I know you never believed this. Your motivation is wasting "browns".
Cool. Just don't pout like a little bitch next time United lights up another skyscraper.
Re: Mumbai Attacks
Posted: Tue Dec 02, 2008 7:06 pm
by Shlomart Ben Yisrael
I'm glad you and I can agree to throw dirt on the grave of the Prussian model.
Re: Mumbai Attacks
Posted: Tue Dec 02, 2008 8:35 pm
by Shlomart Ben Yisrael
mvscal wrote:
We also won that war decisively...
Please...my boys were getting their mail delivered to them at the Reichstag when you were still asking the French for directions. Don't even get me started on Italy...

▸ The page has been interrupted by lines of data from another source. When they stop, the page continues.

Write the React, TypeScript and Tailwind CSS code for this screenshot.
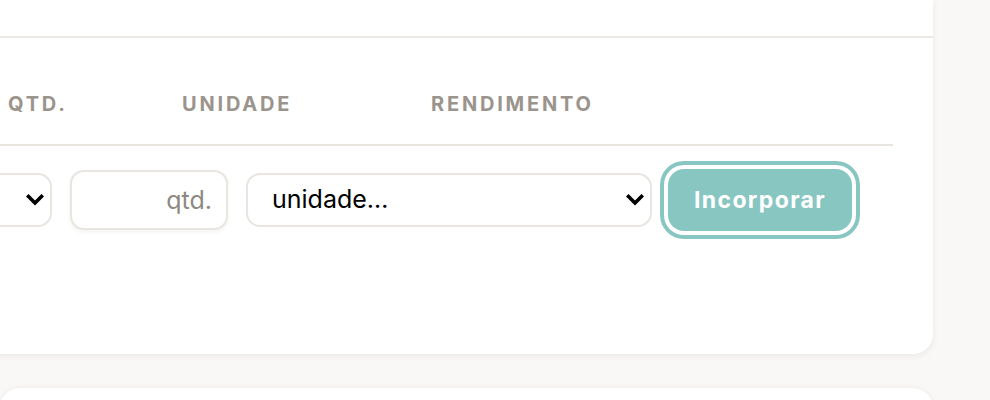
function Chevron() {
  return (
    <svg
      viewBox="0 0 18 12"
      className="pointer-events-none absolute right-[8px] top-1/2 h-[12px] w-[18px] -translate-y-1/2"
      fill="none"
      stroke="black"
      strokeWidth="3.6"
      strokeLinecap="square"
    >
      <path d="M2.5 2.5 9 9l6.5-6.5" />
    </svg>
  );
}

export default function App() {
  return (
    <div className="h-[400px] w-[990px] overflow-hidden bg-[#f9f8f6] pr-[57px] font-['Inter','Liberation_Sans',sans-serif]">
      <div className="-ml-[300px] rounded-b-[20px] bg-white shadow-[0_2px_6px_rgba(60,50,40,0.08)]">
        <div className="h-[38px] border-b-2 border-[#ebe7e2]" />
        <div className="pl-[40px] pr-[40px] pt-[52px] pb-[123px]">
          <div className="flex h-[56px] items-start border-b-2 border-[#e8e5e1] text-[20px] font-bold uppercase leading-[28px] tracking-[0.14em] text-[#9a948d]">
            <div className="w-[268px]" />
            <div className="w-[174px]">Qtd.</div>
            <div className="w-[249px]">Unidade</div>
            <div>Rendimento</div>
          </div>
          <div className="flex items-center pt-[23px]">
            <div className="relative">
              <select className="h-[54px] w-[312px] appearance-none rounded-[14px] border-2 border-[#e9e5e0] bg-white pl-5 pr-10 text-[25px] text-black">
                <option value=""></option>
              </select>
              <Chevron />
            </div>
            <input
              type="text"
              placeholder="qtd."
              className="ml-[18px] h-[60px] w-[158px] rounded-[14px] border-2 border-[#e9e5e0] bg-white pr-[14px] text-right text-[25px] shadow-[0_2px_4px_rgba(60,50,40,0.06)] outline-none placeholder:text-[#8d8882]"
            />
            <div className="relative ml-[18px]">
              <select className="h-[54px] w-[406px] appearance-none rounded-[14px] border-2 border-[#e9e5e0] bg-white pl-[24px] pr-10 text-[25px] text-black">
                <option>unidade…</option>
              </select>
              <Chevron />
            </div>
            <button
              type="button"
              className="ml-[16px] h-[62px] w-[184px] rounded-[16px] bg-[#88c6c2] text-[23px] font-bold tracking-[0.06em] text-white ring-4 ring-[#88c6c2] ring-offset-4 ring-offset-white"
            >
              Incorporar
            </button>
          </div>
        </div>
      </div>
      <div className="mt-[34px] h-[40px] rounded-t-[20px] bg-white shadow-[0_0_4px_rgba(60,50,40,0.08)]" />
    </div>
  );
}
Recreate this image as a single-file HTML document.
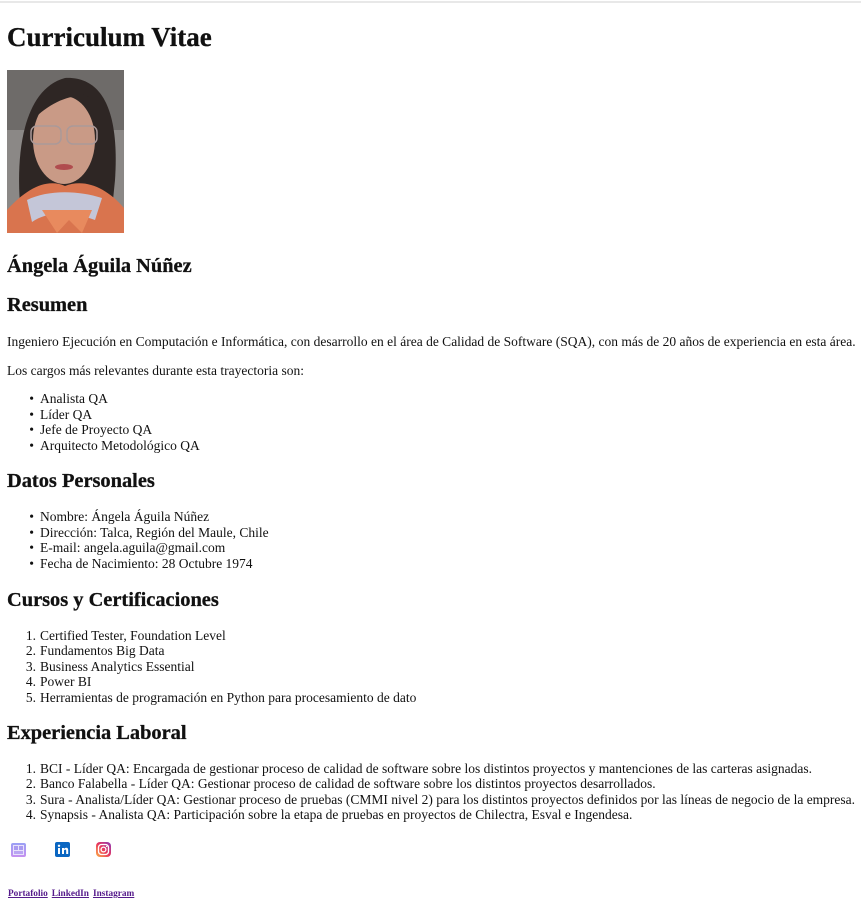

And Japan? 4 more months of total naval blockade and you would have reduced that island to skeletons, A-bomb or no A-bomb.
Re: Mumbai Attacks
Posted: Tue Dec 02, 2008 8:49 pm
by Shlomart Ben Yisrael
True.
Re: Mumbai Attacks
Posted: Tue Dec 02, 2008 8:59 pm
by Dr_Phibes
pfffft.
they couldn't process Russian fuel, wouldn't work in the cold and the wheel base was too narrow. glorified tow-sleighs.
Re: Mumbai Attacks
Posted: Tue Dec 02, 2008 9:06 pm
by Tom In VA
That's not all Marty, c'mon.
British and American 24 hr bombardment of Germany helped too.
What's your problem with Italy ? Are you suggesting the Allies focus on Italy was a deliberate stalling attempt to get more Soviets killed before opening up the Western Front ?
Re: Mumbai Attacks
Posted: Tue Dec 02, 2008 10:37 pm
by Mister Bushice
mvscal wrote:Mister Bushice wrote:It doesn't seem that the Paks have much control over them...
Well that would depend on which group of Pakis you happen to be talking about.
As evidence of the militants' links to Pakistan mounted, Mumbai police commissioner Hasan Ghafoor said ex-Pakistani army officers trained the group — some for up to 18 months — and denied reports the men had been planning to escape the city.
Re: Mumbai Attacks
Posted: Tue Dec 02, 2008 11:41 pm
by Shlomart Ben Yisrael
Tom In VA wrote:That's not all Marty, c'mon.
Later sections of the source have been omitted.